- _Stored data_:
■ ■ ■ ■ ■
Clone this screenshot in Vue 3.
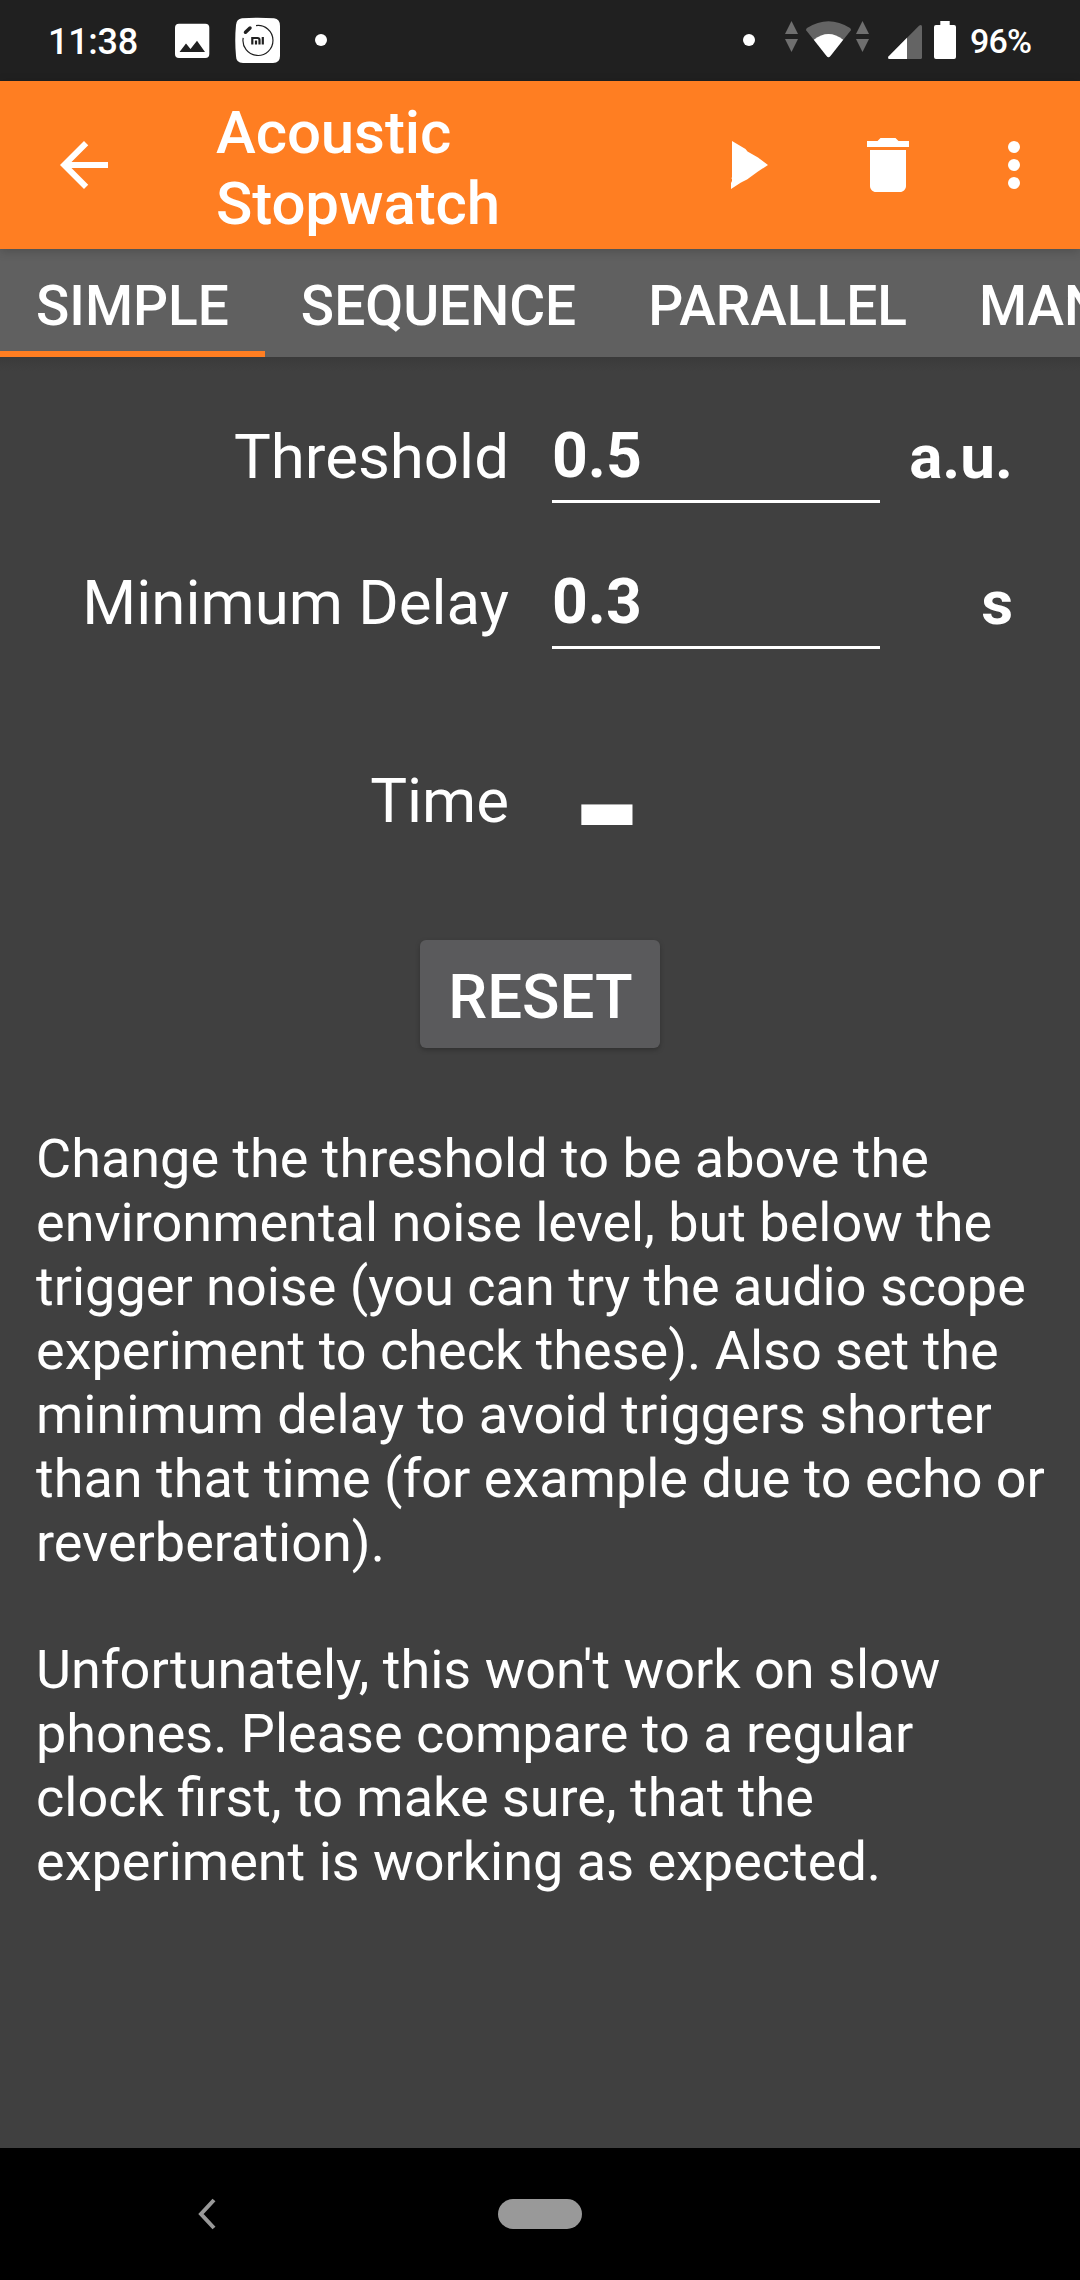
<script setup>
const tabs = ['SIMPLE', 'SEQUENCE', 'PARALLEL', 'MAN']
const fields = [
  { label: 'Threshold', value: '0.5', unit: 'a.u.' },
  { label: 'Minimum Delay', value: '0.3', unit: 's' },
]
const lines = [
  'Change the threshold to be above the',
  'environmental noise level, but below the',
  'trigger noise (you can try the audio scope',
  'experiment to check these). Also set the',
  'minimum delay to avoid triggers shorter',
  'than that time (for example due to echo or',
  'reverberation).',
  '',
  "Unfortunately, this won't work on slow",
  'phones. Please compare to a regular',
  'clock first, to make sure, that the',
  'experiment is working as expected.',
]
</script>

<template>
  <div class="screen">
    <header class="status">
      <span class="clock">11:38</span>
      <svg class="notes" width="160" height="81" viewBox="170 0 160 81">
        <rect x="175" y="23.7" width="34.3" height="34.3" rx="4" fill="#fff" />
        <path d="M179.5 52L186 43.5L190.5 49L197 40.8L205 52Z" fill="#202020" />
        <path d="M242 18.3Q258 17 274 18.3Q280 19 280 26V56Q280 63 273 63H243Q236 63 236 56Q234.5 40 236 25Q236.500 19 242 18.300Z" fill="#fff" />
        <path d="M256 25.600A15 15 0 1 1 243.200 37.800" fill="none" stroke="#202020" stroke-width="1.2" />
        <path d="M245.500 32.200L250 28" stroke="#202020" stroke-width="3.500" stroke-linecap="round" />
        <path d="M252.300 44.500V38H257.500Q259.500 38 259.500 40V44.500M256 40.500V44.500M262.800 37V44.500" fill="none" stroke="#202020" stroke-width="2.200" />
        <circle cx="321" cy="40" r="6" fill="#fff" />
      </svg>
      <svg class="signals" width="220" height="81" viewBox="740 0 220 81">
        <circle cx="749" cy="40" r="6" fill="#fff" />
        <g fill="#6f6f6f">
          <path d="M791.500 21L798 34H785Z" />
          <path d="M785 39H798L791.500 52Z" />
          <path d="M862.500 21L869 34H856Z" />
          <path d="M856 39H869L862.500 52Z" />
        </g>
        <path d="M806.300 30.500Q805.500 29 807 28Q828.500 14.500 850 28Q851.500 29 850.700 30.500L830.200 56.300Q828.500 58 826.800 56.300Z" fill="#646464" />
        <path d="M813.800 39.700Q828.500 28.500 843.200 39.700L830.200 56.300Q828.500 58 826.800 56.300Z" fill="#fff" />
        <path d="M888.500 56.500L919 25.700Q922 24 922 27V57.500Q922 59 920.500 59H889.500Q887.300 58.500 888.500 56.500Z" fill="#646464" />
        <path d="M888.500 56.500L907 37.800V59H889.500Q887.300 58.500 888.500 56.500Z" fill="#fff" />
        <path d="M940.300 21H949.700V25H954Q956 25 956 27V57Q956 59 954 59H936Q934 59 934 57V27Q934 25 936 25H940.300Z" fill="#fff" />
      </svg>
      <span class="charge">96%</span>
    </header>

    <div class="toolbar">
      <svg class="back" width="72" height="72" viewBox="0 0 24 24" fill="#fff">
        <path d="M20 11H7.830l5.590-5.590L12 4l-8 8 8 8 1.410-1.410L7.830 13H20v-2z" />
      </svg>
      <h1 class="title">Acoustic<br />Stopwatch</h1>
      <svg class="play" width="40" height="50" viewBox="0 0 40 50" fill="#fff">
        <path d="M2 1L15.500 9L17.500 11.500L28 17.500L38 25L28 31.500L17 39.500L11 42.500L1 49V43L2 41V39L1.500 38.500L2 37Z" />
      </svg>
      <svg class="trash" width="72" height="72" viewBox="0 0 24 24" fill="#fff">
        <path d="M6 19c0 1.100.9 2 2 2h8c1.100 0 2-.9 2-2V7H6v12zM19 4h-3.500l-1-1h-5l-1 1H5v2h14V4z" />
      </svg>
      <svg class="more" width="72" height="72" viewBox="0 0 24 24" fill="#fff">
        <circle cx="12" cy="6" r="2" />
        <circle cx="12" cy="12" r="2" />
        <circle cx="12" cy="18" r="2" />
      </svg>
    </div>

    <nav class="tabs">
      <div v-for="(t, i) in tabs" :key="t" class="tab" :class="{ active: i === 0 }">{{ t }}</div>
    </nav>

    <main class="content">
      <div v-for="f in fields" :key="f.label" class="row">
        <span class="label">{{ f.label }}</span>
        <span class="field">{{ f.value }}</span>
        <span class="unit">{{ f.unit }}</span>
      </div>
      <div class="row time">
        <span class="label">Time</span>
        <span class="reading">-</span>
      </div>
      <button class="reset">RESET</button>
      <div class="info">
        <div v-for="(l, i) in lines" :key="i" class="line" :class="{ blank: !l }">{{ l }}</div>
      </div>
    </main>

    <footer class="navbar">
      <svg class="chevron" width="20" height="32" viewBox="0 0 20 32">
        <path d="M17 2L4 16L17 30" fill="none" stroke="#999" stroke-width="4" />
      </svg>
      <div class="pill"></div>
    </footer>
  </div>
</template>

<style>
body {
  margin: 0;
  background: #404040;
}
</style>

<style scoped>
.screen {
  width: 1080px;
  height: 2280px;
  display: flex;
  flex-direction: column;
  overflow: hidden;
  background: #404040;
  color: #fff;
  font-family: Roboto, 'Liberation Sans', sans-serif;
}
.status {
  height: 81px;
  flex: none;
  display: flex;
  background: #202020;
  white-space: nowrap;
}
.clock {
  width: 122px;
  padding-left: 48px;
  font-size: 36px;
  font-weight: 500;
  line-height: 85px;
  letter-spacing: -0.3px;
}
.signals {
  margin-left: 410px;
}
.charge {
  margin-left: 10px;
  font-size: 34px;
  font-weight: 500;
  line-height: 83px;
  letter-spacing: -0.8px;
}
.toolbar {
  height: 168px;
  flex: none;
  display: flex;
  align-items: center;
  background: #ff7e22;
  position: relative;
  z-index: 2;
  box-shadow: 0 2px 10px rgba(0, 0, 0, 0.2);
}
.back {
  margin-left: 48px;
}
.title {
  width: 514px;
  margin: 6px 0 0 96px;
  font-size: 60px;
  font-weight: 500;
  line-height: 71px;
  letter-spacing: -0.1px;
}
.play {
  margin-right: 82px;
}
.trash {
  margin-right: 54px;
}
.tabs {
  height: 108px;
  flex: none;
  display: flex;
  overflow: hidden;
  background: #606060;
}
.tab {
  box-sizing: border-box;
  height: 108px;
  padding: 3px 36px 0;
  font-size: 55px;
  font-weight: 500;
  line-height: 108px;
  flex: none;
}
.active {
  box-shadow: inset 0 -6px #ff7e22;
}
.content {
  height: 1791px;
  flex: none;
  display: flex;
  flex-direction: column;
  box-sizing: border-box;
  padding-top: 27px;
  background: linear-gradient(#3a3a3a, #404040 14px);
}
.row {
  height: 146px;
  flex: none;
  display: flex;
  font-size: 62px;
  line-height: 146px;
}
.label {
  width: 509px;
  text-align: right;
  font-size: 61.8px;
}
.field {
  box-sizing: border-box;
  width: 328px;
  height: 119px;
  margin-left: 43px;
  font-size: 62.5px;
  font-weight: 700;
  line-height: 144px;
  border-bottom: 3px solid #fff;
}
.unit {
  width: 133px;
  text-align: right;
  font-weight: 700;
}
.time {
  margin-top: 52px;
}
.reading {
  margin-left: 62px;
  font-size: 185px;
  font-weight: 700;
  line-height: 160px;
}
.reset {
  width: 240px;
  height: 108px;
  flex: none;
  align-self: center;
  margin-top: 66px;
  padding: 6px 0 0 1px;
  border: 0;
  border-radius: 6px;
  background: #5a5a5c;
  box-shadow: 0 2px 5px rgba(0, 0, 0, 0.25);
  color: #fff;
  font-family: inherit;
  font-size: 61.8px;
  font-weight: 500;
  line-height: 102px;
}
.info {
  margin: 79px 0 0 36px;
  font-size: 54px;
}
.line {
  height: 64px;
  line-height: 64px;
  white-space: nowrap;
}
.blank {
  height: 63px;
}
.navbar {
  height: 132px;
  flex: none;
  display: flex;
  align-items: center;
  background: #000;
}
.chevron {
  margin-left: 197px;
}
.pill {
  width: 84px;
  height: 30px;
  margin-left: 281px;
  border-radius: 15px;
  background: #999;
}
</style>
■ ■ ■ ■ ■
- _Exercise requirements_: Lines that include the word "this" — how many are there in the data? Answer with the number alone.

- _Worked answer_: 2